Kepolisian Resor Metro Bekasi menyangkakan AT dengan Pasal 81 Ayat (2) juncto Pasal 76D Undang-Undang Nomor 17 Tahun 2016 tentang Perlindungan Anak. AT terancam pidana penjara paling lama 15 tahun.
Komisi Perlindungan Anak Daerah (KPAD) Kota Bekasi juga mengungkapkan, AT terlibat dalam perdagangan terhadap korban PU. Mereka menyebut, AT menyekap korban di rumah kos dan ”dijual” melalui aplikasi Michat. Padahal, awalnya AT mengajak korban untuk diberi pekerjaan sebagai penjual pisang goreng.
”Korban mengaku dalam sehari bisa melayani empat sampai lima kali. Tarif sekali melayani pelanggan Rp 400.000,” kata komisioner KPAD Kota Bekasi, Novrian (Kompas.id, 19/5/2021).

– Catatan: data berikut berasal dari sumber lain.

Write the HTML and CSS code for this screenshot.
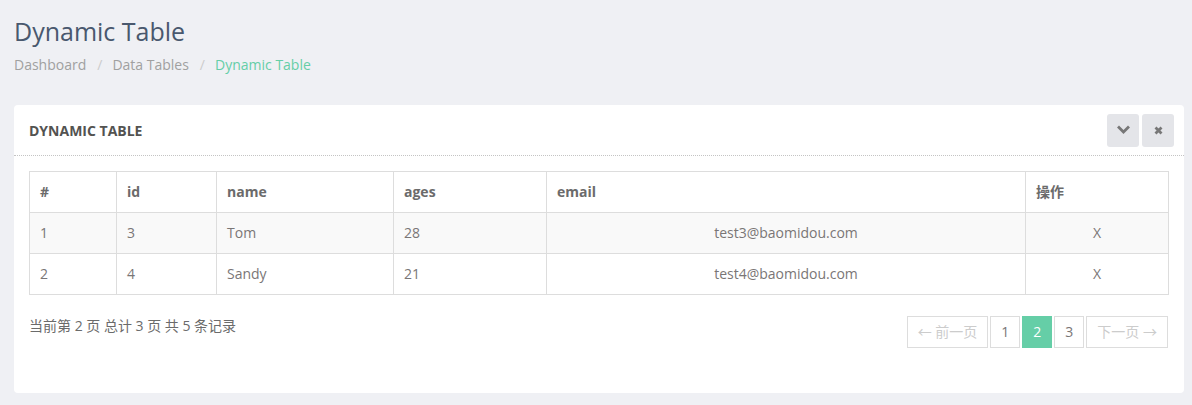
FILE: index.html
```html
<!DOCTYPE html>
<html lang="en">
<head>
    <meta charset="UTF-8">
    <title>Dynamic Table</title>
    <link rel="stylesheet" href="styles.css">
</head>
<body>
    <div class="page-head">
        <h1>Dynamic Table</h1>
        <ul class="breadcrumb">
            <li><a href="#">Dashboard</a></li>
            <li><a href="#">Data Tables</a></li>
            <li class="active">Dynamic Table</li>
        </ul>
    </div>

    <div class="wrapper">
        <section class="panel">
            <header class="panel-heading">
                <span>Dynamic Table</span>
                <span class="tools">
                    <a href="#" class="tool-btn">
                        <svg width="13" height="12" viewBox="0 0 13 12"><path d="M2 3.5 L6.5 8 L11 3.5" fill="none" stroke="#777" stroke-width="2.8" stroke-linecap="square"/></svg>
                    </a>
                    <a href="#" class="tool-btn">
                        <svg width="11" height="11" viewBox="0 0 11 11"><path d="M2.5 2.5 L8.5 8.5 M8.5 2.5 L2.5 8.5" fill="none" stroke="#777" stroke-width="2.8"/></svg>
                    </a>
                </span>
            </header>
            <div class="panel-body">
                <table class="data-table">
                    <thead>
                        <tr>
                            <th class="c-no">#</th>
                            <th class="c-id">id</th>
                            <th class="c-name">name</th>
                            <th class="c-age">ages</th>
                            <th class="c-email">email</th>
                            <th class="c-op">操作</th>
                        </tr>
                    </thead>
                    <tbody>
                        <tr>
                            <td>1</td>
                            <td>3</td>
                            <td>Tom</td>
                            <td>28</td>
                            <td class="center">test3@baomidou.com</td>
                            <td class="center">X</td>
                        </tr>
                        <tr>
                            <td>2</td>
                            <td>4</td>
                            <td>Sandy</td>
                            <td>21</td>
                            <td class="center">test4@baomidou.com</td>
                            <td class="center">X</td>
                        </tr>
                    </tbody>
                </table>

                <div class="table-foot">
                    <div class="info">当前第 2 页 总计 3 页 共 5 条记录</div>
                    <ul class="pagination">
                        <li class="disabled"><a href="#">← 前一页</a></li>
                        <li><a href="#">1</a></li>
                        <li class="active"><a href="#">2</a></li>
                        <li><a href="#">3</a></li>
                        <li class="disabled"><a href="#">下一页 →</a></li>
                    </ul>
                </div>
            </div>
        </section>
    </div>
</body>
</html>
```

FILE: styles.css
```css
body {
    font-family: 'Open Sans', 'Noto Sans CJK SC', sans-serif;
    background-color: #eff0f4;
    color: #7a7676;
    font-size: 14px;
    margin: 0;
    padding: 0;
}

a {
    text-decoration: none;
}

.page-head {
    padding: 15px 14px 0;
}

.page-head h1 {
    margin: 0;
    font-size: 25px;
    font-weight: normal;
    line-height: 32px;
    color: #49586e;
}

.breadcrumb {
    list-style: none;
    margin: 8px 0 0;
    padding: 0;
    display: flex;
    line-height: 20px;
}

.breadcrumb li a {
    color: #a0a0a0;
}

.breadcrumb li + li::before {
    content: "/";
    color: #ccc;
    padding: 0 10px 0 11px;
}

.breadcrumb .active {
    color: #65cea7;
}

.wrapper {
    padding: 30px 8px 0 14px;
}

.panel {
    background-color: #fff;
    border-radius: 4px;
    height: 288px;
}

.panel-heading {
    display: flex;
    justify-content: space-between;
    align-items: center;
    height: 50px;
    padding: 0 10px 0 15px;
    border-bottom: 1px dotted #c4c4c4;
    text-transform: uppercase;
    font-size: 14px;
    font-weight: bold;
    color: #535351;
}

.tools {
    display: flex;
    gap: 3px;
}

.tool-btn {
    width: 32px;
    height: 33px;
    background-color: #e4e5e9;
    border-radius: 3px;
    display: flex;
    align-items: center;
    justify-content: center;
}

.panel-body {
    padding: 15px;
}

.data-table {
    width: 100%;
    border-collapse: collapse;
}

.data-table th, .data-table td {
    border: 1px solid #dddddd;
    padding: 10px;
    line-height: 20px;
    text-align: left;
}

.data-table th {
    color: #6b6b6b;
    font-weight: bold;
}

.data-table td.center {
    text-align: center;
}

.data-table tbody tr:nth-child(odd) {
    background-color: #f9f9f9;
}

.c-no { width: 66px; }
.c-id { width: 79px; }
.c-name { width: 156px; }
.c-age { width: 132px; }
.c-email { width: 458px; }

.table-foot {
    display: flex;
    justify-content: space-between;
    align-items: flex-start;
    margin-top: 21px;
}

.info {
    line-height: 20px;
    font-size: 14px;
    color: #6b6b6b;
}

.pagination {
    list-style: none;
    margin: 0 1px 0 0;
    padding: 0;
    display: flex;
    gap: 2px;
}

.pagination li a {
    display: block;
    min-width: 28px;
    height: 30px;
    line-height: 30px;
    text-align: center;
    border: 1px solid #dddddd;
    color: #7a7676;
    padding: 0;
}

.pagination li.disabled a {
    color: #cccccc;
    padding: 0 10px;
}

.pagination li.active a {
    background-color: #65cea7;
    border-color: #65cea7;
    color: #fff;
}
```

Akibat pemaksaan untuk meladeni hubungan seks tersebut, PU menderita penyakit kelamin. Pada 18 April 2021, korban menjalani operasi medis di salah satu rumah sakit di Kota Bekasi. Korban lantas mendapat perawatan konseling dari sejumlah pihak.
Atas pengalaman tersebut, Wakil Ketua Lembaga Perlindungan Saksi dan Korban (LPSK) Edwin Partogi Pasaribu menilai, penegakan hukum dan rehabilitasi, untuk pemulihan fisik dan psikis, menjadi jalan terbaik untuk penyelesaian kasus kekerasan seksual yang dialami korban.
”Sementara pernikahan bukan solusi. Adanya relasi kuasa dalam pernikahan akan berdampak buruk kepada korban,” ujar Edwin dalam keterangan tertulisnya.
Relasi kuasa, yang menyebabkan munculnya kekerasan seksual, berpotensi menimbulkan reviktimisasi kepada korban jika pelaku dan korban dinikahkan. Artinya, korban kekerasan seksual berpotensi kembali menjadi korban, baik secara fisik maupun psikis.
Pernikahan bukan solusi. Adanya relasi kuasa dalam pernikahan akan berdampak buruk kepada korban. (Edwin Partogi Pasaribu)
Edwin menambahkan, selain rehabilitasi, anak yang menjadi korban persetubuhan juga memiliki hak atas restitusi atau ganti rugi ataupun layanan perlindungan lain, seperti pemenuhan hak prosedural. Menurut dia, hak tersebut sedang ditelaah LPSK untuk diberikan kepada korban dan keluarganya.
”LPSK pada April lalu sudah secara proaktif menawarkan perlindungan kepada keluarga korban dan pihak keluarga korban pun sudah mengajukan permohonan yang saat ini segera kami putuskan bentuk-bentuknya,” katanya.
LPSK pun mengharapkan adanya dukungan dari keluarga dan masyarakat agar korban bisa bangkit dari pengalaman buruk tersebut. Dukungan masyarakat penting agar korban bisa kembali beraktivitas secara normal dan terhindar dari rasa malu.
”Masyarakat juga bisa memberikan dukungan dengan turut mengawal kasus ini, seperti yang selama ini sudah dilakukan,” ucap Edwin.
Untuk mencegah kasus serupa berulang, Bambang yang juga pendiri Kantor Hukum BSR mengingatkan agar orangtua bertanggung jawab mengawasi anak-anak remaja mereka.
”Orangtua jangan hanya membiarkan anaknya ketika pergi lama tanpa kejelasan, bahkan tinggal dengan lawan jenis. Orangtua juga harus bertanggung jawab kalau ada hal yang tidak diinginkan seperti ini,” katanya.